— begin —

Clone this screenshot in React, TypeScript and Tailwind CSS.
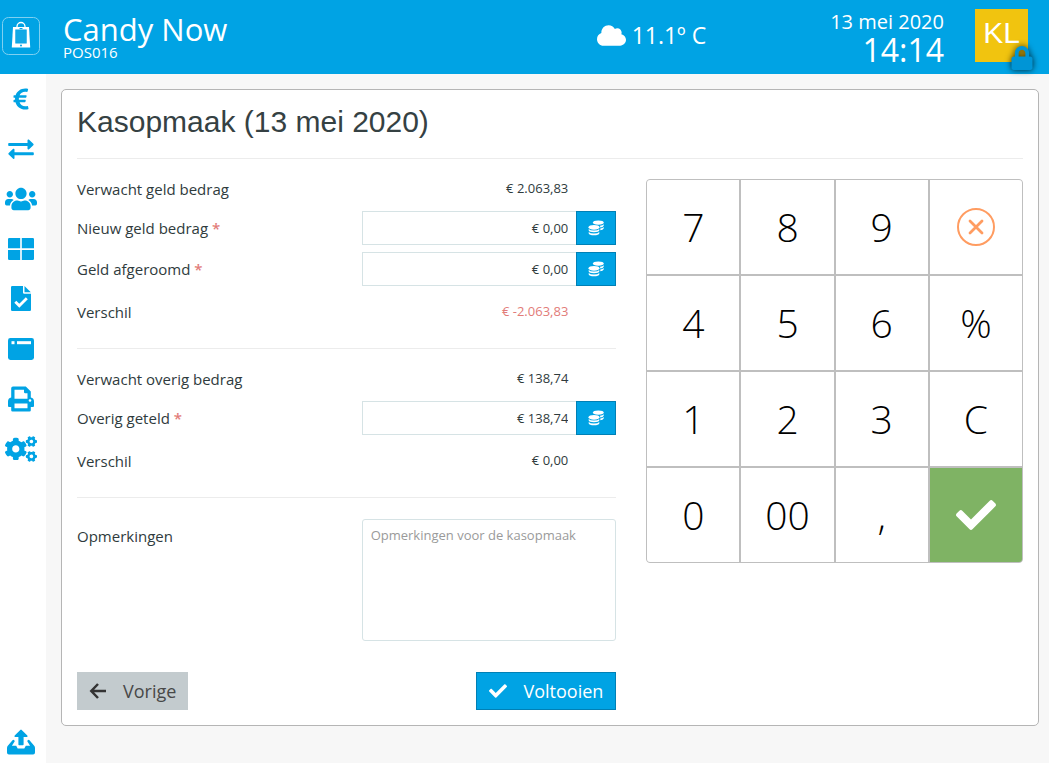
import type { ReactNode } from "react";
import { FaCheck, FaCloud, FaCogs, FaEuroSign, FaLock, FaUsers } from "react-icons/fa";

function BagLogo() {
  return (
    <svg viewBox="0 0 38 38" className="size-[38px]" aria-hidden="true">
      <rect x="0.5" y="0.5" width="37" height="37" rx="6" fill="none" stroke="#7fd0f1" />
      <path d="M15 10v-.5a4 4 0 0 1 8 0v.5" fill="none" stroke="#fff" strokeWidth="1.300" />
      <path d="M11 10h16l1.200 20.500H9.800z" fill="#fff" />
      <rect x="13.300" y="12.500" width="11.400" height="14" fill="#00a3e4" />
      <rect x="14" y="13.200" width="10" height="12.600" fill="#12a9e6" />
      <rect x="17.500" y="11" width="3" height="1" fill="#00a3e4" />
      <circle cx="19" cy="28.500" r="1" fill="#00a3e4" />
    </svg>
  );
}

function ExchangeIcon() {
  return (
    <svg viewBox="0 0 26 20" className="h-5 w-[26px]" fill="currentColor" aria-hidden="true">
      <path d="M1 4h18.500V1.400c0-.9 1-1.300 1.600-.7l4.200 4c.5.500.5 1.100 0 1.600l-4.200 4c-.6.600-1.600.2-1.600-.7V7H1c-.500 0-.800-.300-.800-.800V4.800C.200 4.300.500 4 1 4z" />
      <path d="M25 13.300H6.500v-2.600c0-.900-1-1.300-1.600-.7l-4.200 4c-.5.500-.5 1.100 0 1.600l4.200 4c.6.600 1.600.2 1.600-.7v-2.600H25c.5 0 .8-.3.8-.8v-1.400c0-.5-.3-.8-.8-.8z" />
    </svg>
  );
}

function TilesIcon() {
  return (
    <svg viewBox="0 0 26 22" className="h-[22px] w-[26px]" fill="currentColor" aria-hidden="true">
      <path d="M1.200 0H12.200v10.300H0V1.200Q0 0 1.200 0zM13.800 0h11q1.200 0 1.200 1.200v9.100H13.800zM0 11.900h12.200V22h-11Q0 22 0 20.800zM13.800 11.900H26v8.900q0 1.200-1.200 1.200h-11z" />
    </svg>
  );
}

function FileCheckIcon() {
  return (
    <svg viewBox="0 0 20 25" className="h-[25px] w-5" fill="currentColor" aria-hidden="true">
      <path d="M1.200 0H12v6.500q0 1.300 1.300 1.300H20v16q0 1.200-1.200 1.200H1.200Q0 25 0 23.800V1.200Q0 0 1.200 0z" />
      <path d="M13.500 0l6.300 6.200h-6.300z" />
      <path d="M4.300 15.800l4 4 7.500-7.500" fill="none" stroke="#fff" strokeWidth="2.800" />
    </svg>
  );
}

function WindowIcon() {
  return (
    <svg viewBox="0 0 26 22" className="h-[22px] w-[26px]" aria-hidden="true">
      <rect width="26" height="22" rx="2.400" fill="currentColor" />
      <rect x="3.500" y="3.200" width="3" height="3" fill="#fff" />
      <rect x="9" y="3.200" width="14" height="3" fill="#fff" />
    </svg>
  );
}

function PrinterIcon() {
  return (
    <svg viewBox="0 0 26 26" className="size-[26px]" aria-hidden="true">
      <path
        fill="currentColor"
        fillRule="evenodd"
        d="M3.200 2.300Q3.200.5 5 .5h12.800l5 5V11.500q3.200.6 3.200 4V20q0 1-1 1h-2.200v3.200q0 1.300-1.300 1.300h-17Q3.200 25.500 3.200 24.200V21H1q-1 0-1-1v-4.500q0-3.400 3.200-4zM6.500 3.700v9h13V7.200h-2.300q-1.200 0-1.200-1.200V3.700zM6.500 17.500v4.800h13v-4.800z"
      />
      <circle cx="22" cy="14.500" r="1.300" fill="#fff" />
    </svg>
  );
}

function OutboxIcon() {
  return (
    <svg viewBox="0 0 28 26" className="h-[26px] w-7" fill="currentColor" aria-hidden="true">
      <path d="M13.300.9q.7-.7 1.400 0l5.600 5.500q1 1.400-.5 1.500h-3.200v7.600q0 .8-.8.8h-3.600q-.8 0-.8-.8V7.900H8.200q-1.500-.1-.5-1.500z" />
      <path d="M5.500 11.200q1-.9 1.800 0 .9.900 0 1.900L4.900 16.800h4.300l1.500 2.800h6.600l1.500-2.800h4.300l-2.400-3.700q-.9-1 0-1.900.8-.9 1.800 0l4.700 5.600q.8 1 .8 2.200v4.600q0 1.900-1.900 1.900H1.900Q0 25.500 0 23.600V19q0-1.200.8-2.200z" />
    </svg>
  );
}

function CoinsIcon() {
  return (
    <svg viewBox="0 0 16 16" className="size-4" aria-hidden="true">
      <g fill="#fff">
        <ellipse cx="10.300" cy="2.600" rx="5.400" ry="2.100" />
        <path d="M12 5.700q2.700-.3 3.700-1.500v1.500Q15 7.200 12.300 7.500zM12.300 8.400q2.400-.3 3.400-1.500v1.600q-.8 1.500-3.400 1.800z" />
        <ellipse cx="6" cy="7.300" rx="5.500" ry="2.400" />
        <path d="M.7 9.100q1.300 1.500 5.300 1.500t5.300-1.500v1.500q-.5 1.700-5.300 1.700T.7 10.600zM.7 11.900q1.300 1.500 5.300 1.500T11.300 11.900v1.500Q10.800 15.200 6 15.200T.7 13.400z" />
      </g>
    </svg>
  );
}

function BackIcon() {
  return (
    <svg viewBox="0 0 18 16" className="h-4 w-[18px]" fill="none" stroke="#333" strokeWidth="2.500" aria-hidden="true">
      <path d="M9 1L2.300 8 9 15M2.500 8H17" />
    </svg>
  );
}

function CancelIcon() {
  return (
    <svg viewBox="0 0 38 38" className="size-[38px]" fill="none" stroke="#ff9c61" aria-hidden="true">
      <circle cx="19" cy="19" r="18" strokeWidth="2" />
      <path d="M13 13l12 12M25 13L13 25" strokeWidth="2.800" strokeLinecap="round" />
    </svg>
  );
}

const navigation: { label: string; icon: ReactNode }[] = [
  { label: "Kassa", icon: <FaEuroSign className="size-6" /> },
  { label: "Transacties", icon: <ExchangeIcon /> },
  { label: "Klanten", icon: <FaUsers className="size-8" /> },
  { label: "Producten", icon: <TilesIcon /> },
  { label: "Rapporten", icon: <FileCheckIcon /> },
  { label: "Lade", icon: <WindowIcon /> },
  { label: "Printer", icon: <PrinterIcon /> },
  { label: "Instellingen", icon: <FaCogs className="size-8" /> },
];

function NavLink({ label, children }: { label: string; children: ReactNode }) {
  return (
    <a href="#" aria-label={label} className="flex h-[50px] w-[42px] items-center justify-center pb-px text-[#00a3e4]">
      {children}
    </a>
  );
}

function ValueRow({ label, value, negative = false }: { label: string; value: string; negative?: boolean }) {
  return (
    <div className="flex h-5 items-center">
      <span className="w-1/2 px-[15px] text-[15px]">{label}</span>
      <span className={negative ? "w-1/2 pr-[63px] text-right text-[13px] text-[#e27c79]" : "w-1/2 pr-[63px] text-right text-[13px]"}>
        {value}
      </span>
    </div>
  );
}

function AmountRow({ id, label, value }: { id: string; label: string; value: string }) {
  return (
    <div className="flex items-center">
      <label htmlFor={id} className="w-1/2 px-[15px] text-[15px]">
        {label} <span className="font-semibold text-[#e27c79]">*</span>
      </label>
      <div className="flex h-[34px] w-1/2 px-[15px]">
        <input
          id={id}
          defaultValue={value}
          className="min-w-0 flex-1 border border-r-0 border-[#d6e3e5] bg-white px-2 pt-[2px] text-right text-[13px]"
        />
        <button
          type="button"
          aria-label={`${label} tellen`}
          className="flex w-10 items-center justify-center border border-[#0080b5] bg-[#00a3e4]"
        >
          <CoinsIcon />
        </button>
      </div>
    </div>
  );
}

function Rule() {
  return <hr className="mx-[15px] border-[#ececec]" />;
}

const keys = ["7", "8", "9", "cancel", "4", "5", "6", "%", "1", "2", "3", "C", "0", "00", ",", "ok"];

function Keypad() {
  return (
    <div className="grid grid-cols-4 gap-[2px] overflow-hidden rounded border border-[#bfbfbf] bg-[#bfbfbf]">
      {keys.map((key) => {
        if (key === "ok") {
          return (
            <button key={key} type="button" aria-label="Bevestigen" className="flex h-[94px] items-center justify-center bg-[#7fb364] text-white">
              <FaCheck className="size-10" />
            </button>
          );
        }
        return (
          <button
            key={key}
            type="button"
            aria-label={key === "cancel" ? "Wissen" : key}
            className="flex h-[94px] items-center justify-center bg-white text-[39px] font-light text-black"
          >
            {key === "cancel" ? <CancelIcon /> : key}
          </button>
        );
      })}
    </div>
  );
}

export default function App() {
  return (
    <div className="flex min-h-screen flex-col bg-[#f7f7f7] font-['Open_Sans',sans-serif] text-[#2f3b3d]">
      <header className="flex h-[74px] items-start bg-[#00a3e4] text-white">
        <a href="#" aria-label="Start" className="ml-[2px] mt-[17px]">
          <BagLogo />
        </a>
        <div className="ml-[23px] mt-[11px] flex-1">
          <div className="text-[31px] leading-9">Candy Now</div>
          <div className="text-[15px] leading-[10px]">POS016</div>
        </div>
        <div className="mt-5 flex items-center gap-[6px] text-[23px] leading-[30px]">
          <FaCloud className="size-[29px]" />
          11.1º C
        </div>
        <div className="ml-[124px] mt-[8px] text-right">
          <div className="text-[20px] leading-[27px]">13 mei 2020</div>
          <div className="text-[32px] leading-[30px]">14:14</div>
        </div>
        <button
          type="button"
          aria-label="Vergrendelen"
          className="relative ml-[31px] mr-[21px] mt-[9px] flex size-[53px] justify-center bg-[#f1c40f] pt-[9px] font-['Liberation_Sans',sans-serif] text-[30px] leading-[30px]"
        >
          KL
          <FaLock className="absolute -bottom-[8px] -right-[6px] size-6 text-[#0095d6] drop-shadow-[0_0_3px_rgba(0,0,0,0.8)]" />
        </button>
      </header>

      <div className="flex flex-1">
        <nav className="flex w-[46px] flex-col bg-white">
          {navigation.map((item) => (
            <NavLink key={item.label} label={item.label}>
              {item.icon}
            </NavLink>
          ))}
          <div className="mt-auto flex h-[42px] items-center">
            <NavLink label="Afmelden">
              <OutboxIcon />
            </NavLink>
          </div>
        </nav>

        <main className="flex-1 pb-[37px] pl-[15px] pr-[10px] pt-[15px]">
          <section className="rounded-[5px] border border-[#b5b5b5] bg-white pb-[15px]">
            <h1 className="px-[15px] pb-[12px] pt-[12px] font-['Liberation_Sans',sans-serif] text-[30px] leading-[40px] text-[#354143]">
              Kasopmaak (13 mei 2020)
            </h1>
            <div className="pt-1">
              <Rule />
            </div>
            <div className="flex items-start pt-5">
              <form className="w-7/12">
                <div className="flex flex-col pb-[26px]">
                  <ValueRow label="Verwacht geld bedrag" value="€ 2.063,83" />
                  <div className="flex flex-col gap-[7px] pb-4 pt-3">
                    <AmountRow id="nieuw-geld" label="Nieuw geld bedrag" value="€ 0,00" />
                    <AmountRow id="geld-afgeroomd" label="Geld afgeroomd" value="€ 0,00" />
                  </div>
                  <ValueRow label="Verschil" value="€ -2.063,83" negative />
                </div>
                <Rule />
                <div className="flex flex-col pb-[26px] pt-5">
                  <ValueRow label="Verwacht overig bedrag" value="€ 138,74" />
                  <div className="pb-4 pt-3">
                    <AmountRow id="overig-geteld" label="Overig geteld" value="€ 138,74" />
                  </div>
                  <ValueRow label="Verschil" value="€ 0,00" />
                </div>
                <Rule />
                <div className="flex items-start pt-[21px]">
                  <label htmlFor="opmerkingen" className="w-1/2 px-[15px] pt-[7px] text-[15px] leading-5">
                    Opmerkingen
                  </label>
                  <div className="flex w-1/2 px-[15px]">
                    <textarea
                      id="opmerkingen"
                      placeholder="Opmerkingen voor de kasopmaak"
                      className="h-[122px] w-full resize-none rounded-[3px] border border-[#d6e3e5] px-2 py-[5px] text-[13px] leading-5 placeholder:text-[#9a9a9a]"
                    />
                  </div>
                </div>
                <div className="flex justify-between px-[15px] pt-[31px]">
                  <button type="button" className="flex h-[38px] items-center gap-4 bg-[#c3cbce] px-3 text-[18px] text-[#484848]">
                    <BackIcon />
                    Vorige
                  </button>
                  <button type="submit" className="flex h-[38px] items-center gap-4 border border-[#0080b5] bg-[#00a3e4] px-3 text-[18px] text-white">
                    <FaCheck className="size-[18px]" />
                    Voltooien
                  </button>
                </div>
              </form>
              <div className="w-5/12 px-[15px]">
                <Keypad />
              </div>
            </div>
          </section>
        </main>
      </div>
    </div>
  );
}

— end —

→ **YOUR OBJECTIVE**: Leave out the pictures, then repeat the listing above exactly from its first line to the line with "FaEuroSign, FaLock, FaUsers", inclusive.

→ **PROBLEM SOLUTION**:
Clone this screenshot in React, TypeScript and Tailwind CSS.
import type { ReactNode } from "react";
import { FaCheck, FaCloud, FaCogs, FaEuroSign, FaLock, FaUsers } from "react-icons/fa";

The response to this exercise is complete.